Front-end source files |
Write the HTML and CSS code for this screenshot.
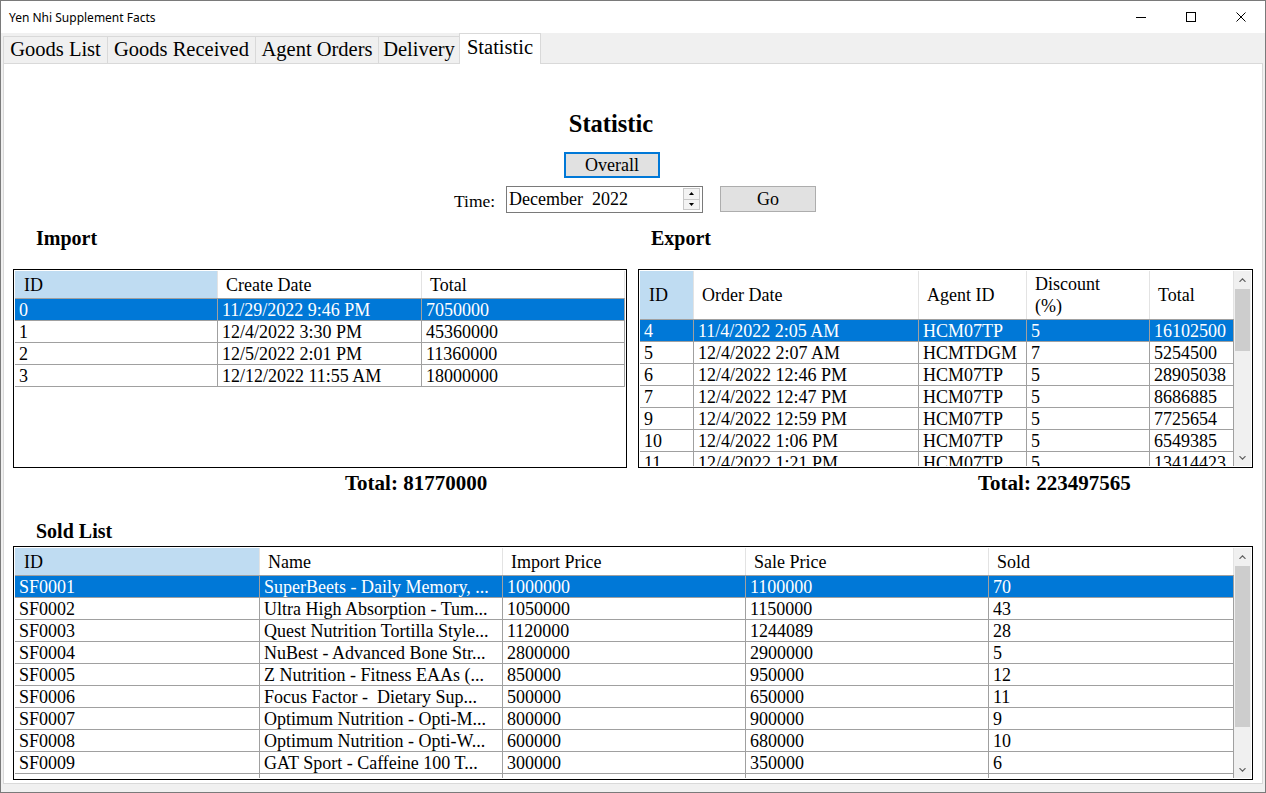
FILE: index.html
```html
<!DOCTYPE html>
<html>
<head>
<meta charset="utf-8">
<title>Yen Nhi Supplement Facts</title>
<link rel="stylesheet" href="styles.css">
</head>
<body>
<div class="window">
  <div class="titlebar">
    <span class="title">Yen Nhi Supplement Facts</span>
    <div class="controls">
      <span class="ctl"><svg width="10" height="10" viewBox="0 0 10 10"><line x1="0" y1="5.5" x2="10" y2="5.5" stroke="#000" stroke-width="1"/></svg></span>
      <span class="ctl"><svg width="10" height="10" viewBox="0 0 10 10"><rect x="0.5" y="0.5" width="9" height="9" fill="none" stroke="#000" stroke-width="1"/></svg></span>
      <span class="ctl"><svg width="10" height="10" viewBox="0 0 10 10"><path d="M0.5 0.5 L9.5 9.5 M9.5 0.5 L0.5 9.5" stroke="#000" stroke-width="1"/></svg></span>
    </div>
  </div>
  <div class="tabs">
    <div class="tab tab-goods">Goods List</div>
    <div class="tab tab-received">Goods Received</div>
    <div class="tab tab-orders">Agent Orders</div>
    <div class="tab tab-delivery">Delivery</div>
    <div class="tab tab-statistic active">Statistic</div>
  </div>
  <div class="panel">
    <div class="top">
      <h1 class="page-title">Statistic</h1>
      <button class="btn overall">Overall</button>
      <div class="time-row">
        <span class="time-label">Time:</span>
        <div class="datepicker">
          <span class="date-text">December&nbsp; 2022</span>
          <div class="spin">
            <span class="spin-btn"><svg width="5" height="3" viewBox="0 0 5 3"><path d="M2.5 0 L5 3 L0 3 Z" fill="#000"/></svg></span>
            <span class="spin-btn"><svg width="5" height="3" viewBox="0 0 5 3"><path d="M0 0 L5 0 L2.5 3 Z" fill="#000"/></svg></span>
          </div>
        </div>
        <button class="btn go">Go</button>
      </div>
    </div>

    <div class="lists">
      <section class="list import">
        <h2 class="section-title">Import</h2>
        <div class="grid grid-import">
          <div class="grid-body">
            <div class="hrow cols-import">
              <div class="hcell current">ID</div>
              <div class="hcell">Create Date</div>
              <div class="hcell">Total</div>
            </div>
            <div class="row cols-import selected"><div class="cell">0</div><div class="cell">11/29/2022 9:46 PM</div><div class="cell">7050000</div></div>
            <div class="row cols-import"><div class="cell">1</div><div class="cell">12/4/2022 3:30 PM</div><div class="cell">45360000</div></div>
            <div class="row cols-import"><div class="cell">2</div><div class="cell">12/5/2022 2:01 PM</div><div class="cell">11360000</div></div>
            <div class="row cols-import"><div class="cell">3</div><div class="cell">12/12/2022 11:55 AM</div><div class="cell">18000000</div></div>
          </div>
        </div>
        <div class="total total-import">Total: 81770000</div>
      </section>

      <section class="list export">
        <h2 class="section-title">Export</h2>
        <div class="grid grid-export">
          <div class="grid-body">
            <div class="hrow hrow-tall cols-export">
              <div class="hcell current">ID</div>
              <div class="hcell">Order Date</div>
              <div class="hcell">Agent ID</div>
              <div class="hcell">Discount<br>(%)</div>
              <div class="hcell">Total</div>
            </div>
            <div class="row cols-export selected"><div class="cell">4</div><div class="cell">11/4/2022 2:05 AM</div><div class="cell">HCM07TP</div><div class="cell">5</div><div class="cell">16102500</div></div>
            <div class="row cols-export"><div class="cell">5</div><div class="cell">12/4/2022 2:07 AM</div><div class="cell">HCMTDGM</div><div class="cell">7</div><div class="cell">5254500</div></div>
            <div class="row cols-export"><div class="cell">6</div><div class="cell">12/4/2022 12:46 PM</div><div class="cell">HCM07TP</div><div class="cell">5</div><div class="cell">28905038</div></div>
            <div class="row cols-export"><div class="cell">7</div><div class="cell">12/4/2022 12:47 PM</div><div class="cell">HCM07TP</div><div class="cell">5</div><div class="cell">8686885</div></div>
            <div class="row cols-export"><div class="cell">9</div><div class="cell">12/4/2022 12:59 PM</div><div class="cell">HCM07TP</div><div class="cell">5</div><div class="cell">7725654</div></div>
            <div class="row cols-export"><div class="cell">10</div><div class="cell">12/4/2022 1:06 PM</div><div class="cell">HCM07TP</div><div class="cell">5</div><div class="cell">6549385</div></div>
            <div class="row cols-export"><div class="cell">11</div><div class="cell">12/4/2022 1:21 PM</div><div class="cell">HCM07TP</div><div class="cell">5</div><div class="cell">13414423</div></div>
          </div>
          <div class="scrollbar">
            <span class="sb-btn"><svg width="7" height="4" viewBox="0 0 7 4"><polyline points="0.5,3.8 3.5,0.8 6.5,3.8" fill="none" stroke="#606060" stroke-width="1.2"/></svg></span>
            <div class="sb-track"><div class="thumb thumb-export"></div></div>
            <span class="sb-btn"><svg width="7" height="4" viewBox="0 0 7 4"><polyline points="0.5,0.2 3.5,3.2 6.5,0.2" fill="none" stroke="#606060" stroke-width="1.2"/></svg></span>
          </div>
        </div>
        <div class="total total-export">Total: 223497565</div>
      </section>
    </div>

    <section class="sold">
      <h2 class="section-title">Sold List</h2>
      <div class="grid grid-sold">
        <div class="grid-body">
          <div class="hrow cols-sold">
            <div class="hcell current">ID</div>
            <div class="hcell">Name</div>
            <div class="hcell">Import Price</div>
            <div class="hcell">Sale Price</div>
            <div class="hcell">Sold</div>
          </div>
          <div class="row cols-sold selected"><div class="cell">SF0001</div><div class="cell">SuperBeets - Daily Memory, ...</div><div class="cell">1000000</div><div class="cell">1100000</div><div class="cell">70</div></div>
          <div class="row cols-sold"><div class="cell">SF0002</div><div class="cell">Ultra High Absorption - Tum...</div><div class="cell">1050000</div><div class="cell">1150000</div><div class="cell">43</div></div>
          <div class="row cols-sold"><div class="cell">SF0003</div><div class="cell">Quest Nutrition Tortilla Style...</div><div class="cell">1120000</div><div class="cell">1244089</div><div class="cell">28</div></div>
          <div class="row cols-sold"><div class="cell">SF0004</div><div class="cell">NuBest - Advanced Bone Str...</div><div class="cell">2800000</div><div class="cell">2900000</div><div class="cell">5</div></div>
          <div class="row cols-sold"><div class="cell">SF0005</div><div class="cell">Z Nutrition - Fitness EAAs (...</div><div class="cell">850000</div><div class="cell">950000</div><div class="cell">12</div></div>
          <div class="row cols-sold"><div class="cell">SF0006</div><div class="cell">Focus Factor -  Dietary Sup...</div><div class="cell">500000</div><div class="cell">650000</div><div class="cell">11</div></div>
          <div class="row cols-sold"><div class="cell">SF0007</div><div class="cell">Optimum Nutrition - Opti-M...</div><div class="cell">800000</div><div class="cell">900000</div><div class="cell">9</div></div>
          <div class="row cols-sold"><div class="cell">SF0008</div><div class="cell">Optimum Nutrition - Opti-W...</div><div class="cell">600000</div><div class="cell">680000</div><div class="cell">10</div></div>
          <div class="row cols-sold"><div class="cell">SF0009</div><div class="cell">GAT Sport - Caffeine 100 T...</div><div class="cell">300000</div><div class="cell">350000</div><div class="cell">6</div></div>
          <div class="row cols-sold"><div class="cell">SF0010</div><div class="cell">Jarrow Formulas - Bone-Up...</div><div class="cell">450000</div><div class="cell">520000</div><div class="cell">8</div></div>
        </div>
        <div class="scrollbar">
          <span class="sb-btn"><svg width="7" height="4" viewBox="0 0 7 4"><polyline points="0.5,3.8 3.5,0.8 6.5,3.8" fill="none" stroke="#606060" stroke-width="1.2"/></svg></span>
          <div class="sb-track"><div class="thumb thumb-sold"></div></div>
          <span class="sb-btn"><svg width="7" height="4" viewBox="0 0 7 4"><polyline points="0.5,0.2 3.5,3.2 6.5,0.2" fill="none" stroke="#606060" stroke-width="1.2"/></svg></span>
        </div>
      </div>
    </section>
  </div>
</div>
</body>
</html>
```
FILE: styles.css
```css
* { box-sizing: border-box; margin: 0; padding: 0; }
html, body { margin: 0; background: #ffffff; }

.window {
  width: 1266px;
  height: 793px;
  border: 1px solid #7a7a7a;
  background: #f0f0f0;
  display: flex;
  flex-direction: column;
  font-family: "Liberation Serif", "Times New Roman", serif;
  color: #000;
  overflow: hidden;
}

/* Title bar */
.titlebar {
  flex: none;
  height: 32px;
  background: #ffffff;
  display: flex;
  align-items: center;
  justify-content: space-between;
}
.title {
  font-family: "Noto Sans", "Open Sans", sans-serif;
  font-size: 12px;
  padding-left: 8px;
  padding-top: 1px;
}
.controls { display: flex; height: 100%; }
.ctl {
  width: 50px;
  display: flex;
  align-items: center;
  justify-content: center;
}
.controls .ctl:last-child { width: 49px; }
.controls svg { display: block; }

/* Tabs */
.tabs {
  flex: none;
  height: 30px;
  display: flex;
  align-items: flex-end;
  padding-left: 2px;
  position: relative;
  z-index: 1;
}
.tab {
  height: 27px;
  font-size: 20.5px;
  line-height: 25px;
  text-align: center;
  background: #f0f0f0;
  border: 1px solid #d9d9d9;
  border-bottom: none;
  border-right: none;
  white-space: nowrap;
}
.tab-goods { width: 104px; }
.tab-received { width: 148px; }
.tab-orders { width: 123px; }
.tab-delivery { width: 81px; }
.tab-statistic { width: 82px; }
.tab.active {
  height: 31px;
  margin-bottom: -1px;
  background: #ffffff;
  border-right: 1px solid #d9d9d9;
  line-height: 26px;
}

/* Panel */
.panel {
  flex: none;
  height: 721px;
  margin: 0 2px;
  background: #ffffff;
  border: 1px solid #d9d9d9;
  padding: 0 8px 0 9px;
}

.top {
  width: 1214px;
  margin-left: -9px;
  display: flex;
  flex-direction: column;
  align-items: center;
}
.page-title {
  margin-top: 46px;
  height: 28px;
  font-size: 24.5px;
  font-weight: bold;
  line-height: 28px;
}
.btn {
  font-family: "Liberation Serif", "Times New Roman", serif;
  font-size: 18px;
  color: #000;
  background: #e1e1e1;
  border: 1px solid #adadad;
  line-height: 22px;
}
.overall {
  margin-top: 14px;
  width: 96px;
  height: 26px;
  border: 2px solid #0078d7;
  margin-left: 2px;
}
.time-row {
  margin-top: 8px;
  height: 26px;
  align-self: flex-start;
  margin-left: 450px;
  display: flex;
  align-items: center;
}
.time-label {
  font-size: 17.5px;
  width: 52px;
  padding-top: 4px;
}
.datepicker {
  width: 197px;
  height: 27px;
  border: 1px solid #7a7a7a;
  display: flex;
  align-items: center;
  justify-content: space-between;
  padding-left: 2px;
  padding-right: 1px;
}
.date-text {
  font-size: 18px;
  line-height: 22px;
}
.spin {
  width: 17px;
  height: 22px;
  display: flex;
  flex-direction: column;
  margin-right: 1px;
}
.spin-btn {
  flex: 1;
  display: flex;
  align-items: center;
  justify-content: center;
  background: #f3f3f3;
  border: 1px solid #c8c8c8;
}
.spin-btn + .spin-btn { border-top: none; }
.spin svg { display: block; }
.go {
  margin-left: 17px;
  width: 96px;
  height: 26px;
}

/* Lists */
.lists {
  margin-top: 14px;
  display: flex;
  gap: 11px;
}
.section-title {
  height: 24px;
  font-size: 20px;
  font-weight: bold;
  line-height: 24px;
  padding-left: 23px;
}
.export .section-title { padding-left: 13px; }
.list .section-title { margin-bottom: 19px; }
.grid {
  border: 1px solid #000;
  padding: 1px;
  background: #ffffff;
  display: flex;
  overflow: hidden;
}
.grid-import { width: 614px; height: 199px; }
.grid-export { width: 615px; height: 199px; }
.grid-sold { width: 1240px; height: 234px; }
.grid-body { flex: 1; overflow: hidden; }

.hrow {
  display: grid;
  height: 28px;
  border-bottom: 1px solid #a0a0a0;
}
.hrow-tall { height: 49px; }
.hcell {
  display: flex;
  align-items: center;
  padding-left: 8px;
  font-size: 18px;
  line-height: 22px;
  border-right: 1px solid #e3e3e3;
  white-space: nowrap;
  padding-top: 1px;
}
.hrow-tall .hcell { padding-top: 0; }
.hcell.current { background: #bfdcf2; padding-left: 9px; }

.row {
  display: grid;
  height: 22px;
}
.cell {
  border-right: 1px solid #a0a0a0;
  border-bottom: 1px solid #a0a0a0;
  padding-left: 4px;
  padding-top: 1px;
  font-size: 18px;
  line-height: 21px;
  white-space: pre;
  overflow: hidden;
}
.row.selected { background: #0078d7; color: #ffffff; }

.cols-import { grid-template-columns: 203px 204px 203px; }
.cols-export { grid-template-columns: 54px 225px 108px 123px 84px; }
.cols-sold { grid-template-columns: 245px 243px 243px 243px 245px; }

.scrollbar {
  width: 17px;
  flex: none;
  background: #f0f0f0;
  display: flex;
  flex-direction: column;
}
.sb-btn {
  height: 17px;
  flex: none;
  display: flex;
  align-items: center;
  justify-content: center;
}
.sb-btn svg { display: block; }
.sb-track { flex: 1; padding: 1px 1px 0 1px; }
.thumb { background: #cdcdcd; width: 15px; }
.thumb-export { height: 62px; }
.thumb-sold { height: 161px; }

.total {
  margin-top: 3px;
  height: 24px;
  font-size: 21px;
  font-weight: bold;
  line-height: 24px;
}
.total-import { padding-left: 332px; }
.total-export { padding-left: 340px; }

.sold { margin-top: 24px; }
.sold .section-title { margin-bottom: 3px; }
```
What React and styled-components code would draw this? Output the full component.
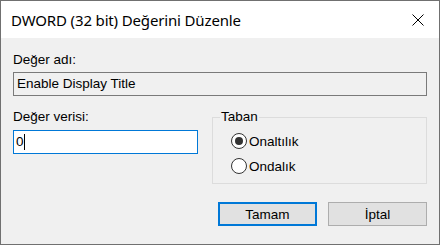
import React from 'react';
import styled, { createGlobalStyle } from 'styled-components';

const GlobalStyle = createGlobalStyle`
    html, body {
        margin:0;
        padding:0;
        background:#ffffff;
    }
    *{
        box-sizing:border-box;
    }
`

const Window = styled.div`
    width:440px;
    height:245px;
    border:1px solid #707070;
    display:flex;
    flex-direction:column;
    font-family:"Liberation Sans", Arial, sans-serif;
    font-size:13.5px;
    color:#000;
`

const TitleBar = styled.div`
    height:37px;
    background:#fff;
    display:flex;
    align-items:center;
    justify-content:space-between;
    padding-left:10px;

    .title{
        font-family:"Noto Sans", "Open Sans", sans-serif;
        font-size:15px;
        color:#000;
        letter-spacing:-0.15px;
    }
`

const CloseButton = styled.div`
    width:42px;
    height:37px;
    display:flex;
    align-items:center;
    justify-content:center;
`

const Body = styled.div`
    flex:1;
    background:#f0f0f0;
    padding:14px 12px 0 12px;
    display:flex;
    flex-direction:column;
`

const Label = styled.div`
    line-height:16px;
    height:16px;
    margin-bottom:${p => p.$gap || 4}px;
`

const ReadOnlyBox = styled.div`
    height:24px;
    border:1px solid #7a7a7a;
    background:#f0f0f0;
    padding-left:3px;
    line-height:22px;
`

const Row = styled.div`
    display:grid;
    grid-template-columns:185px 215px;
    column-gap:14px;
    margin-top:13px;
`

const ValueBox = styled.div`
    height:24px;
    border:1px solid #0078d7;
    background:#fff;
    padding-left:2px;
    line-height:22px;
    display:flex;
    align-items:center;
`

const Caret = styled.span`
    display:inline-block;
    width:1px;
    height:16px;
    background:#000;
`

const GroupBox = styled.fieldset`
    margin:0;
    padding:0 0 9px 0;
    border:1px solid #dcdcdc;
    min-width:0;
    display:flex;
    flex-direction:column;
    gap:9px;

    legend{
        margin-left:7px;
        padding:0 1px;
        line-height:16px;
        height:16px;
        margin-bottom:8px;
    }
`

const RadioRow = styled.label`
    display:flex;
    align-items:center;
    height:16px;
    gap:2px;
    padding-left:18px;
`

const RadioCircle = styled.span`
    width:16px;
    height:16px;
    border-radius:50%;
    border:1px solid #333;
    background:#fff;
    display:flex;
    align-items:center;
    justify-content:center;

    &::after{
        content:'';
        width:8px;
        height:8px;
        border-radius:50%;
        background:${p => p.$checked ? '#333' : 'transparent'};
    }
`

const Buttons = styled.div`
    display:flex;
    justify-content:flex-end;
    gap:11px;
    margin-top:18px;
`

const Button = styled.div`
    width:99px;
    height:24px;
    background:#e1e1e1;
    border:${p => p.$primary ? '2px solid #0078d7' : '1px solid #adadad'};
    display:flex;
    align-items:center;
    justify-content:center;
`

const Radio = ({checked, children}) => (
    <RadioRow>
        <RadioCircle $checked={checked}/>
        <span>{children}</span>
    </RadioRow>
)

const App = () => {
    return (
        <>
            <GlobalStyle/>
            <Window>
                <TitleBar>
                    <span className="title">DWORD (32 bit) Değerini Düzenle</span>
                    <CloseButton>
                        <svg width="12" height="12" viewBox="0 0 12 12">
                            <path d="M0.5 0.5 L11.5 11.5 M11.5 0.5 L0.5 11.5" stroke="#000" strokeWidth="1" fill="none"/>
                        </svg>
                    </CloseButton>
                </TitleBar>
                <Body>
                    <Label>Değer adı:</Label>
                    <ReadOnlyBox>Enable Display Title</ReadOnlyBox>
                    <Row>
                        <div>
                            <Label $gap={5}>Değer verisi:</Label>
                            <ValueBox>0<Caret/></ValueBox>
                        </div>
                        <GroupBox>
                            <legend>Taban</legend>
                            <Radio checked>Onaltılık</Radio>
                            <Radio>Ondalık</Radio>
                        </GroupBox>
                    </Row>
                    <Buttons>
                        <Button $primary>Tamam</Button>
                        <Button>İptal</Button>
                    </Buttons>
                </Body>
            </Window>
        </>
    )
}

export default App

What you need to do | From the data above, copy each line that has the string "code".

Output of the task |
Write the HTML and CSS code for this screenshot.
What React and styled-components code would draw this? Output the full component.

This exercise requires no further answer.